**Exercise instructions**
Copy all of the material word for word, except for the pictures.

## start

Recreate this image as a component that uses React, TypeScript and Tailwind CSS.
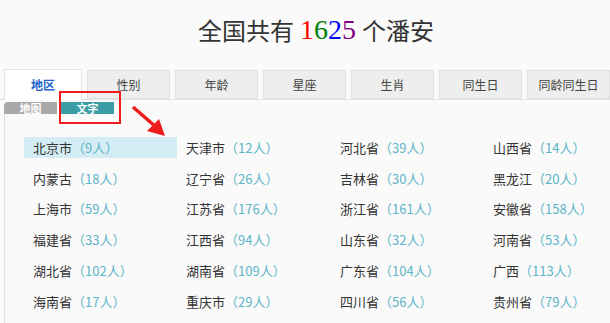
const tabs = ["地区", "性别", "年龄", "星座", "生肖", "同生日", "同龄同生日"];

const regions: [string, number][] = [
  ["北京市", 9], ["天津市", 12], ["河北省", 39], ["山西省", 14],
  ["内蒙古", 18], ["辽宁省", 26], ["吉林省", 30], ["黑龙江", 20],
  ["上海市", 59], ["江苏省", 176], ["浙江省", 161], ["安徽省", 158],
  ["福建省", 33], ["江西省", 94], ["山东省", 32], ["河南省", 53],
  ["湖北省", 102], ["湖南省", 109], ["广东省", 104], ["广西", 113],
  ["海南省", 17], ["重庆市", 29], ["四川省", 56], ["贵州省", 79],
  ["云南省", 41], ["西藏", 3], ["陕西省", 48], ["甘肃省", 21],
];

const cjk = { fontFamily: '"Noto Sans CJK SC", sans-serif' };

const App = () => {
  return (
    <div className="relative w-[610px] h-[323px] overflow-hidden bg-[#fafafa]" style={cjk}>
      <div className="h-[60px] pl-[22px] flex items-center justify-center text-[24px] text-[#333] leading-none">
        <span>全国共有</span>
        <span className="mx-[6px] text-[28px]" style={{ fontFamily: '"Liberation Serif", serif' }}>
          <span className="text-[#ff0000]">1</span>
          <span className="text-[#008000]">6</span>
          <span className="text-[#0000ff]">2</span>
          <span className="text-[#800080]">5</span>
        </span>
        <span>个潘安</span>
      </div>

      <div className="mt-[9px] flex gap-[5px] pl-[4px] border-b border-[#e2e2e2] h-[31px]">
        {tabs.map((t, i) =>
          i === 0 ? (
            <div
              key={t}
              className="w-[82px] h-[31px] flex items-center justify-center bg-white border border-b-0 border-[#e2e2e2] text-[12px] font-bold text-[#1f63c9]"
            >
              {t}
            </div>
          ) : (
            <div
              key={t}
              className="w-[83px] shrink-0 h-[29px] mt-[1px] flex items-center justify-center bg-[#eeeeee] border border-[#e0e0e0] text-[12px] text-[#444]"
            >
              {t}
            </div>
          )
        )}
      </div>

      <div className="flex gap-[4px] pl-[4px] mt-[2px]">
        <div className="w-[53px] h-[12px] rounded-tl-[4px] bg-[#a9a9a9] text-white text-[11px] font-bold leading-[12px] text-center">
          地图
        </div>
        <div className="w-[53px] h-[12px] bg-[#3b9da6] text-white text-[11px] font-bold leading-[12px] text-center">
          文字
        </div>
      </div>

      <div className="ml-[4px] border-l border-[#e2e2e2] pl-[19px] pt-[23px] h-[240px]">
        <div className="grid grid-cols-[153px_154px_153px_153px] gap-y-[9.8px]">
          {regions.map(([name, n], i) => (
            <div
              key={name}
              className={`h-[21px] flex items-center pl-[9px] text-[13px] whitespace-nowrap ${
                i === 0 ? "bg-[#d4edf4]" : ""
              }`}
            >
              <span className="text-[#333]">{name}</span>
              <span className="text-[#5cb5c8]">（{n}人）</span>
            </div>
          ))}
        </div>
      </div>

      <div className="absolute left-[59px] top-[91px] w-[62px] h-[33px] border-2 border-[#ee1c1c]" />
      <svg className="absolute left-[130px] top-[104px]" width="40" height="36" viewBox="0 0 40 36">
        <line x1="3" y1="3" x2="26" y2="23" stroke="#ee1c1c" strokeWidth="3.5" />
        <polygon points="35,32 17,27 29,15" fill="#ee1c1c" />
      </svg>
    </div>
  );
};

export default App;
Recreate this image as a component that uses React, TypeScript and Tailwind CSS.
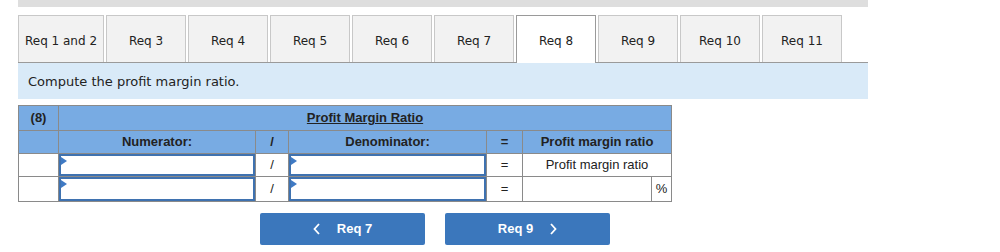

## end

**Exercise response**
Recreate this image as a component that uses React, TypeScript and Tailwind CSS.
const tabs = ["地区", "性别", "年龄", "星座", "生肖", "同生日", "同龄同生日"];

const regions: [string, number][] = [
  ["北京市", 9], ["天津市", 12], ["河北省", 39], ["山西省", 14],
  ["内蒙古", 18], ["辽宁省", 26], ["吉林省", 30], ["黑龙江", 20],
  ["上海市", 59], ["江苏省", 176], ["浙江省", 161], ["安徽省", 158],
  ["福建省", 33], ["江西省", 94], ["山东省", 32], ["河南省", 53],
  ["湖北省", 102], ["湖南省", 109], ["广东省", 104], ["广西", 113],
  ["海南省", 17], ["重庆市", 29], ["四川省", 56], ["贵州省", 79],
  ["云南省", 41], ["西藏", 3], ["陕西省", 48], ["甘肃省", 21],
];

const cjk = { fontFamily: '"Noto Sans CJK SC", sans-serif' };

const App = () => {
  return (
    <div className="relative w-[610px] h-[323px] overflow-hidden bg-[#fafafa]" style={cjk}>
      <div className="h-[60px] pl-[22px] flex items-center justify-center text-[24px] text-[#333] leading-none">
        <span>全国共有</span>
        <span className="mx-[6px] text-[28px]" style={{ fontFamily: '"Liberation Serif", serif' }}>
          <span className="text-[#ff0000]">1</span>
          <span className="text-[#008000]">6</span>
          <span className="text-[#0000ff]">2</span>
          <span className="text-[#800080]">5</span>
        </span>
        <span>个潘安</span>
      </div>

      <div className="mt-[9px] flex gap-[5px] pl-[4px] border-b border-[#e2e2e2] h-[31px]">
        {tabs.map((t, i) =>
          i === 0 ? (
            <div
              key={t}
              className="w-[82px] h-[31px] flex items-center justify-center bg-white border border-b-0 border-[#e2e2e2] text-[12px] font-bold text-[#1f63c9]"
            >
              {t}
            </div>
          ) : (
            <div
              key={t}
              className="w-[83px] shrink-0 h-[29px] mt-[1px] flex items-center justify-center bg-[#eeeeee] border border-[#e0e0e0] text-[12px] text-[#444]"
            >
              {t}
            </div>
          )
        )}
      </div>

      <div className="flex gap-[4px] pl-[4px] mt-[2px]">
        <div className="w-[53px] h-[12px] rounded-tl-[4px] bg-[#a9a9a9] text-white text-[11px] font-bold leading-[12px] text-center">
          地图
        </div>
        <div className="w-[53px] h-[12px] bg-[#3b9da6] text-white text-[11px] font-bold leading-[12px] text-center">
          文字
        </div>
      </div>

      <div className="ml-[4px] border-l border-[#e2e2e2] pl-[19px] pt-[23px] h-[240px]">
        <div className="grid grid-cols-[153px_154px_153px_153px] gap-y-[9.8px]">
          {regions.map(([name, n], i) => (
            <div
              key={name}
              className={`h-[21px] flex items-center pl-[9px] text-[13px] whitespace-nowrap ${
                i === 0 ? "bg-[#d4edf4]" : ""
              }`}
            >
              <span className="text-[#333]">{name}</span>
              <span className="text-[#5cb5c8]">（{n}人）</span>
            </div>
          ))}
        </div>
      </div>

      <div className="absolute left-[59px] top-[91px] w-[62px] h-[33px] border-2 border-[#ee1c1c]" />
      <svg className="absolute left-[130px] top-[104px]" width="40" height="36" viewBox="0 0 40 36">
        <line x1="3" y1="3" x2="26" y2="23" stroke="#ee1c1c" strokeWidth="3.5" />
        <polygon points="35,32 17,27 29,15" fill="#ee1c1c" />
      </svg>
    </div>
  );
};

export default App;
Recreate this image as a component that uses React, TypeScript and Tailwind CSS.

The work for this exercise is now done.